MATERIAL ::
[start]

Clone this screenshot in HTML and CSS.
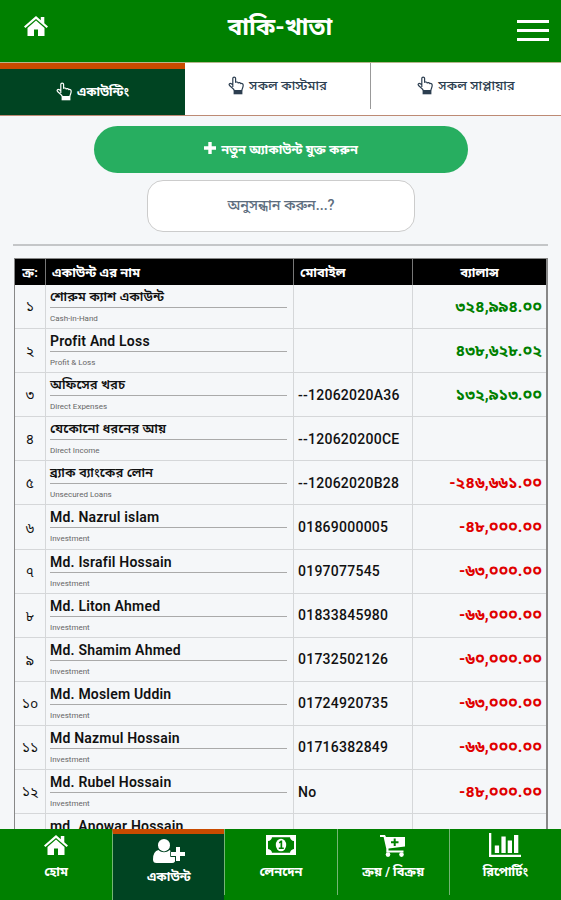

[end]
[start]

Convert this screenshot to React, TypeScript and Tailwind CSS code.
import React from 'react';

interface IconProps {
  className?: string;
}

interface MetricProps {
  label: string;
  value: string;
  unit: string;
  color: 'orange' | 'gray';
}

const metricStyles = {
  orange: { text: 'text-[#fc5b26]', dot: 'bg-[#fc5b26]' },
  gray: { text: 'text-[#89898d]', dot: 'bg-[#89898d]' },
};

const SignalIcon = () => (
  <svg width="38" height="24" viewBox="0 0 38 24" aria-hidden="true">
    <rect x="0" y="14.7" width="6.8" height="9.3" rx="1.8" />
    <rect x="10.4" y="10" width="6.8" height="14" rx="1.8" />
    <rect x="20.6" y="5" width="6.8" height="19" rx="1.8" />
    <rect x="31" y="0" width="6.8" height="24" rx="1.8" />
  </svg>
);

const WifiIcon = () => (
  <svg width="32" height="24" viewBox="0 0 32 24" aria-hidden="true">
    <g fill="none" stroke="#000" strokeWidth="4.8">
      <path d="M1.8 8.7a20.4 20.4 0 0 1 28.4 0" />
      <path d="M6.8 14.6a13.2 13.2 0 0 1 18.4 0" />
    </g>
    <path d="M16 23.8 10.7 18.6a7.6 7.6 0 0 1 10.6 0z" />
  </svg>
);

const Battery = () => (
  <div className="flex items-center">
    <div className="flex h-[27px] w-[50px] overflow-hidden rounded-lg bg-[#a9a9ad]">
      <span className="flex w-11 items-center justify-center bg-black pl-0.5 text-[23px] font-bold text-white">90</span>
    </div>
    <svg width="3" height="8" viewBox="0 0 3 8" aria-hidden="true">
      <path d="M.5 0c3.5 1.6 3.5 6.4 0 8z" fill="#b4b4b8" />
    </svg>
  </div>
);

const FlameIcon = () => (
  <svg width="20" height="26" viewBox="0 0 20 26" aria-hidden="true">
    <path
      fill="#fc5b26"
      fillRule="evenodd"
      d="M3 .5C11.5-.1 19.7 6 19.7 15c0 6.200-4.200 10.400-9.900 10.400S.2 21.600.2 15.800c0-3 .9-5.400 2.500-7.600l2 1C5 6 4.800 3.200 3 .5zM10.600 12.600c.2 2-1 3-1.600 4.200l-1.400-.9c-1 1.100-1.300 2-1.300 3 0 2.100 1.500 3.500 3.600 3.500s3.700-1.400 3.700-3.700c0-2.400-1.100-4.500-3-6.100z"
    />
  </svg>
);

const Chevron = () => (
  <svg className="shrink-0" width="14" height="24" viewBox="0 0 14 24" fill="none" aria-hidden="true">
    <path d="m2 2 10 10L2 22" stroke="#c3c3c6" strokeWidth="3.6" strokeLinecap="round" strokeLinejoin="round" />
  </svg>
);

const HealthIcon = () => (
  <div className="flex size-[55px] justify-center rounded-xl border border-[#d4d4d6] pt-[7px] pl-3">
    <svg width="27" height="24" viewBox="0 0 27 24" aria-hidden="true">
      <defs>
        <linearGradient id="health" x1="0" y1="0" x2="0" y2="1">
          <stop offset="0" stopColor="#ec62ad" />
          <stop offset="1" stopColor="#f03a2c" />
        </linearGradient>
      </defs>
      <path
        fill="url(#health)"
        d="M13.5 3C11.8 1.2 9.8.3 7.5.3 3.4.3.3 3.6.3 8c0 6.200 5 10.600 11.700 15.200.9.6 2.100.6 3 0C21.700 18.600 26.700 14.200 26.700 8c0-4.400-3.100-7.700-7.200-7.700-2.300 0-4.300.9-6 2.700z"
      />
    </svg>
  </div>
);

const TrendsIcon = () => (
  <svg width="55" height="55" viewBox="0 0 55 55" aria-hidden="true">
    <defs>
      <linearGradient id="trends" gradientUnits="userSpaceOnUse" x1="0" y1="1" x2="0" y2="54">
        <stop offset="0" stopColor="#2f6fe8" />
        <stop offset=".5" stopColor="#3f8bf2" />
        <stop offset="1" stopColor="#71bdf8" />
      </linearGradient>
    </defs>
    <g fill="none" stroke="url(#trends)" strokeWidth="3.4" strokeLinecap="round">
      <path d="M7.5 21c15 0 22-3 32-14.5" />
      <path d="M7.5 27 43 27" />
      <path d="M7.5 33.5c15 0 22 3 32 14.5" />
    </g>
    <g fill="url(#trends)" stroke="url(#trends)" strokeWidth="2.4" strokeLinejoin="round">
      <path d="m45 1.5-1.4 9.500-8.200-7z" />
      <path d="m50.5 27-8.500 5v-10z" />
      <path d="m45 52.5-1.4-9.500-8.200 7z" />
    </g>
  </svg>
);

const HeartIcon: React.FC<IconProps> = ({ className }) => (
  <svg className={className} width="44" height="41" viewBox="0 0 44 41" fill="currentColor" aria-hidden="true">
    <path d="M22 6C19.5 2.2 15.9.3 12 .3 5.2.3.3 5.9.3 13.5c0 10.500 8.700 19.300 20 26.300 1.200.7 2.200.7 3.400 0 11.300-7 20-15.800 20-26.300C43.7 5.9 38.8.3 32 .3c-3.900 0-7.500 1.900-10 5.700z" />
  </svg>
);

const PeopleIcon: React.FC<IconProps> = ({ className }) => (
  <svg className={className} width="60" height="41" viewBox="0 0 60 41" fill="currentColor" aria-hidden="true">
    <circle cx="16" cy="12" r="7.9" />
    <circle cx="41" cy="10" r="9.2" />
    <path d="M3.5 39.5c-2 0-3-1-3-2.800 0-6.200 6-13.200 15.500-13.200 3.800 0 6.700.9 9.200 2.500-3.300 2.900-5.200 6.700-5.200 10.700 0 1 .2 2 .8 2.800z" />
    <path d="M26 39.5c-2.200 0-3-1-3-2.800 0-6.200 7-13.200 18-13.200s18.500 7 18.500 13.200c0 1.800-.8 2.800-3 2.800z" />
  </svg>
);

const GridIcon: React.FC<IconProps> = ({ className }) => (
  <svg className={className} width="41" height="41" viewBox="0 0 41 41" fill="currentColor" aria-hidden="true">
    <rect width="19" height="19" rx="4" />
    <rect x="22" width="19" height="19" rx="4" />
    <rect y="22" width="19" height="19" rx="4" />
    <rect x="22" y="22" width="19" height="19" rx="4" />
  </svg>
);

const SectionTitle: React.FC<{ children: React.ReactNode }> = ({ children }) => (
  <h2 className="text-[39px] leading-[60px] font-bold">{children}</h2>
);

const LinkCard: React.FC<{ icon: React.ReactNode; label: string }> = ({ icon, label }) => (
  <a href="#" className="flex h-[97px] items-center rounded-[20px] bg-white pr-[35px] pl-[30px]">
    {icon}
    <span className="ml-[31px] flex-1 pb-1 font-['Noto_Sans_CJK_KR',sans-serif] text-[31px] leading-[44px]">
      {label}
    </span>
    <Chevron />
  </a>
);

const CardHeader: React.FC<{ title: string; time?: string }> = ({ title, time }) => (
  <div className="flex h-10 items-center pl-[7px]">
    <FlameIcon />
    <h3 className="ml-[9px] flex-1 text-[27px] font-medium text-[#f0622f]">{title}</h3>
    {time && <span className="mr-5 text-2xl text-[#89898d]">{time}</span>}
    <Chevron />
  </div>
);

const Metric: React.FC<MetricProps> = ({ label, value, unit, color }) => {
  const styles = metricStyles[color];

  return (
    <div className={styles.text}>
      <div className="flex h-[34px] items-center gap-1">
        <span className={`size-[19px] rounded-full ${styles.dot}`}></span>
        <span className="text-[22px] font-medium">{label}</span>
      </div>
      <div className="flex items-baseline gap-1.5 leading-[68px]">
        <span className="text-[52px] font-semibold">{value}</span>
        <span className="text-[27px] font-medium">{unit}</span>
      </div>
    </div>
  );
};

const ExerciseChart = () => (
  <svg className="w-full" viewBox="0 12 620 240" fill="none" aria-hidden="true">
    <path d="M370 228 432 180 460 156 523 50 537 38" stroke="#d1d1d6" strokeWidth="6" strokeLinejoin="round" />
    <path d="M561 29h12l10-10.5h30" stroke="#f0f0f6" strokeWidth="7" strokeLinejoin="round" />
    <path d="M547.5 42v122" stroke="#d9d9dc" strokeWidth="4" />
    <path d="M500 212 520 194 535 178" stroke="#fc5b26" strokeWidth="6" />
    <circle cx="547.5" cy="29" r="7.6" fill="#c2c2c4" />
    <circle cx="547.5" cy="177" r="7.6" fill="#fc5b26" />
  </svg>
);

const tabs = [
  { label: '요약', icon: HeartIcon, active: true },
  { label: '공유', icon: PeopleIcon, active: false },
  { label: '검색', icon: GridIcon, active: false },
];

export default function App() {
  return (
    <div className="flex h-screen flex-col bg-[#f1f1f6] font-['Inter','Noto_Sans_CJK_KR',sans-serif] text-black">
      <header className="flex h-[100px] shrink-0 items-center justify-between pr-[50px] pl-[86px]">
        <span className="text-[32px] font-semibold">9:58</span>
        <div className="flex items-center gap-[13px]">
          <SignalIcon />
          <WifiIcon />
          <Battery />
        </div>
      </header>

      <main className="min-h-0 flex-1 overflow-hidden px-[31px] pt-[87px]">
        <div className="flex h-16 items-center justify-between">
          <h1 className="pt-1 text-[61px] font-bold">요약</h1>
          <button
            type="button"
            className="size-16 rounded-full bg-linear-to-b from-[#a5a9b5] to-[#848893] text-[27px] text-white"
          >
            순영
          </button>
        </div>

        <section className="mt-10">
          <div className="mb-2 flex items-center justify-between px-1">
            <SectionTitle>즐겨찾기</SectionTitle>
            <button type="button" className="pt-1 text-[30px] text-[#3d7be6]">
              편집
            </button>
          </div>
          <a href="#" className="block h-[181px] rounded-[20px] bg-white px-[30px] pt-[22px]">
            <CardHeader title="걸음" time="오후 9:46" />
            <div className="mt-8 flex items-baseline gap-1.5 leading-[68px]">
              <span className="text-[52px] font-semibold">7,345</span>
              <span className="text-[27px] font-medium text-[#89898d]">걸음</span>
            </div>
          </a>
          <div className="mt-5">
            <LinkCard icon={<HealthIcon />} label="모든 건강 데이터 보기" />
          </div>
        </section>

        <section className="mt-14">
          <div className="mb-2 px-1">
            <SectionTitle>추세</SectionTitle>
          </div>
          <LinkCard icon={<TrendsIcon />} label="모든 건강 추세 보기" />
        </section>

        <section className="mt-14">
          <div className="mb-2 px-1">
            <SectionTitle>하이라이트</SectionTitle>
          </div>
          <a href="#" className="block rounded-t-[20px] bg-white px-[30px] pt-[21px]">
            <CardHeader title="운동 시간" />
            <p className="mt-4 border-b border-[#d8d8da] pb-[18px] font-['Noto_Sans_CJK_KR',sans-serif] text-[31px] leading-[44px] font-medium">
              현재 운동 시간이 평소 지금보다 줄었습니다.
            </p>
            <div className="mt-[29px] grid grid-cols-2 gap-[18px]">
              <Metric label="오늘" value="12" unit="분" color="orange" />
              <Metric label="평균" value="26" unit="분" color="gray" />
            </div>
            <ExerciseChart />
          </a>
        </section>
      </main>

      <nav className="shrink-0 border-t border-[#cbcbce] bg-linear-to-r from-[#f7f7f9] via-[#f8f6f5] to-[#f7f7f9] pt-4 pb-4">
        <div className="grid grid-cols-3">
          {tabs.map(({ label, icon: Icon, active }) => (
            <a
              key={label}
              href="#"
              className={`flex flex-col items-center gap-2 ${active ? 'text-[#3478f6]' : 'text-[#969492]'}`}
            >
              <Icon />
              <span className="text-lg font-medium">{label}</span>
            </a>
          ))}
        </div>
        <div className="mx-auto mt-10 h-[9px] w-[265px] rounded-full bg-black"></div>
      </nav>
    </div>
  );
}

[end]
[start]

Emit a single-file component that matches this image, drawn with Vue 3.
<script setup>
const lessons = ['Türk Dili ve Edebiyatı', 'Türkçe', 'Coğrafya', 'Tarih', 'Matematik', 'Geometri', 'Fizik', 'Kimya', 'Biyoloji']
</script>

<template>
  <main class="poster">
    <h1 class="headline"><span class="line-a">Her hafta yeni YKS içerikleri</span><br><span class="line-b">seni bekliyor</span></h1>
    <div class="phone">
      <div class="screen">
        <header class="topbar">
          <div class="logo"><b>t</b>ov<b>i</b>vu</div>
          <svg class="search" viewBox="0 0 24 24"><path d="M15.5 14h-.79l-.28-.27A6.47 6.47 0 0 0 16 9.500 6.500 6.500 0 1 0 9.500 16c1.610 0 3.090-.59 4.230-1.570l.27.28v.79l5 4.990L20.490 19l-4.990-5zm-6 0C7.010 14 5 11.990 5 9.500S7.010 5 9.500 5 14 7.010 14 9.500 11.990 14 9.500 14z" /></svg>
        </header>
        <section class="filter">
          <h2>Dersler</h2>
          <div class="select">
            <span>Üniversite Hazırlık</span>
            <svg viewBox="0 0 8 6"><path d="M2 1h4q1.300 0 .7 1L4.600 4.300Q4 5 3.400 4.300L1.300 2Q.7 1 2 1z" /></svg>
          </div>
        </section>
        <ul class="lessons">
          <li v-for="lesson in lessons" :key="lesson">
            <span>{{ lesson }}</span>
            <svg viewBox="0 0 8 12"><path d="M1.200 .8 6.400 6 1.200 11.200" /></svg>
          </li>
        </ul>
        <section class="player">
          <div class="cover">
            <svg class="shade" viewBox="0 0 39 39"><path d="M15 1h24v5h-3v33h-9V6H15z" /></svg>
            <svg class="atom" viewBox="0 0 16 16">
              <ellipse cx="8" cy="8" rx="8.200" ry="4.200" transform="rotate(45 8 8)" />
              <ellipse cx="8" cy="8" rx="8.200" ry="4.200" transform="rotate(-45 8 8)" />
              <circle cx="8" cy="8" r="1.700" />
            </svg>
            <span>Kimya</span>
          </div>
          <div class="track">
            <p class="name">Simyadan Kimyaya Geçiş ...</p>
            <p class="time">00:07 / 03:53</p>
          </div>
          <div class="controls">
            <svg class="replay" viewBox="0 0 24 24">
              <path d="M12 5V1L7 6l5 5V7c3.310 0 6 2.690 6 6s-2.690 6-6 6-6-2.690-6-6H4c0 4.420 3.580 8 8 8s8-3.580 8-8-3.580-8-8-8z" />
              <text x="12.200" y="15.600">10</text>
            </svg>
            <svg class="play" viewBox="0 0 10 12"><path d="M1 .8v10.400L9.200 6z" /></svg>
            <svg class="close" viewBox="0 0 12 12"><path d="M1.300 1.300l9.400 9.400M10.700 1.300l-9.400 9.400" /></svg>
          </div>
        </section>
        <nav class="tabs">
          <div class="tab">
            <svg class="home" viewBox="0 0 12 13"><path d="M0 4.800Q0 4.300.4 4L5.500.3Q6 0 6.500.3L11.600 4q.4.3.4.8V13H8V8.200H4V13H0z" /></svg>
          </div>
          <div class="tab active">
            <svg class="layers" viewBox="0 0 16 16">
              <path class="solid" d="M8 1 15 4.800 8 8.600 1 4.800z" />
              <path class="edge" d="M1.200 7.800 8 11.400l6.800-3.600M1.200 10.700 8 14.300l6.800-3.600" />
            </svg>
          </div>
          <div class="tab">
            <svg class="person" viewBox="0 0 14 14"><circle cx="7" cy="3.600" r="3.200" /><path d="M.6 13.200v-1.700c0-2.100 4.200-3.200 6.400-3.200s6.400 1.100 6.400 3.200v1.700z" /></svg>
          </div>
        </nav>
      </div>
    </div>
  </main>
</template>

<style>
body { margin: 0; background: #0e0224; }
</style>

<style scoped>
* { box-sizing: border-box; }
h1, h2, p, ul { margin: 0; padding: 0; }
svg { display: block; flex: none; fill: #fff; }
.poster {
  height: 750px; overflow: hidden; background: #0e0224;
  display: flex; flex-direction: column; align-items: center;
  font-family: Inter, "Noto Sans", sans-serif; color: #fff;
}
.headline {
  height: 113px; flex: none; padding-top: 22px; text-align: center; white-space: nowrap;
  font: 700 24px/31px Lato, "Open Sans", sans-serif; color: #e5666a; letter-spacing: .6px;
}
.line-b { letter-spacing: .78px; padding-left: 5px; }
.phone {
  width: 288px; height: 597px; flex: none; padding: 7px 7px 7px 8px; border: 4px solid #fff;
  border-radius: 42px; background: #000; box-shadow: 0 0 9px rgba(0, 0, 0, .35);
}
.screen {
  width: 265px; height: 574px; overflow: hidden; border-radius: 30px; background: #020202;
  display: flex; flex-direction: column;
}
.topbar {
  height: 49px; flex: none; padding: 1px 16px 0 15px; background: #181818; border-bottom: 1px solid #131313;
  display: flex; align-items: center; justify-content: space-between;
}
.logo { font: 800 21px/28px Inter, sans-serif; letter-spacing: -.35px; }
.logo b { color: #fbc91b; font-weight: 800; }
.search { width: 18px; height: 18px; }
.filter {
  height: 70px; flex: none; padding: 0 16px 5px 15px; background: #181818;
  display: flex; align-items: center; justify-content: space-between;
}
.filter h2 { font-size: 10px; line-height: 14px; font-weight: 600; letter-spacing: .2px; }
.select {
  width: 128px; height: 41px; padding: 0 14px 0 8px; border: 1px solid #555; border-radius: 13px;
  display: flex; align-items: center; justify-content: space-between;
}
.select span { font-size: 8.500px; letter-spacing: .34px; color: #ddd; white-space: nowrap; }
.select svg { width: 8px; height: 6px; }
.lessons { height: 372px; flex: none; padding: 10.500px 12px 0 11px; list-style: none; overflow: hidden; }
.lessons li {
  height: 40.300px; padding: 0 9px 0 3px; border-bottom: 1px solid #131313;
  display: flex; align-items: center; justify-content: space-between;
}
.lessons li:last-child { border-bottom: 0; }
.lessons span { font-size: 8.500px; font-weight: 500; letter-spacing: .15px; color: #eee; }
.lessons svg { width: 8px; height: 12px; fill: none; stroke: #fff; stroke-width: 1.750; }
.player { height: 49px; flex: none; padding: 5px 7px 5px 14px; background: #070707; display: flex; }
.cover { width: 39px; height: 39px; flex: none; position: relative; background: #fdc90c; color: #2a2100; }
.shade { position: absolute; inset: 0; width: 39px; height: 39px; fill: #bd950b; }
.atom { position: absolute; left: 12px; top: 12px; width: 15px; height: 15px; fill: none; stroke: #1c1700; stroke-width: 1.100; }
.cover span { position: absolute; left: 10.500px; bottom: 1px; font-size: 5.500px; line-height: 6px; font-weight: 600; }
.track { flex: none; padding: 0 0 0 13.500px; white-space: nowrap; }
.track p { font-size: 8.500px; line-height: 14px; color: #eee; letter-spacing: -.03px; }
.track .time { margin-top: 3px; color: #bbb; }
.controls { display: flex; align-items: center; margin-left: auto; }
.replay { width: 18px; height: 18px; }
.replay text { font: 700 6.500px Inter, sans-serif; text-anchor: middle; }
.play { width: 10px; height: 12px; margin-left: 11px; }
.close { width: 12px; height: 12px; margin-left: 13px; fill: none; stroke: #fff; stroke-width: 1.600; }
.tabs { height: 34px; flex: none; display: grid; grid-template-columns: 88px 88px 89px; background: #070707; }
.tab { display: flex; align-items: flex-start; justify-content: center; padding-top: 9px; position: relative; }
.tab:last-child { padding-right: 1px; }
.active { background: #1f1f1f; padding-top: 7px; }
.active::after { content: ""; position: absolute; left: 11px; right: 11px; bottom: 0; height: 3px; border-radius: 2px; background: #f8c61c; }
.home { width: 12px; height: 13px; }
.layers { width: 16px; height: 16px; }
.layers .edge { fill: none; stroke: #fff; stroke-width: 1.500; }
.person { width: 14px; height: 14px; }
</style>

[end]

DESCRIPTION OF THE TASK :: Look through the data above. Find each line with the string "this" and copy it.

COMPLETED EXERCISE ::
Clone this screenshot in HTML and CSS.
Convert this screenshot to React, TypeScript and Tailwind CSS code.
Emit a single-file component that matches this image, drawn with Vue 3.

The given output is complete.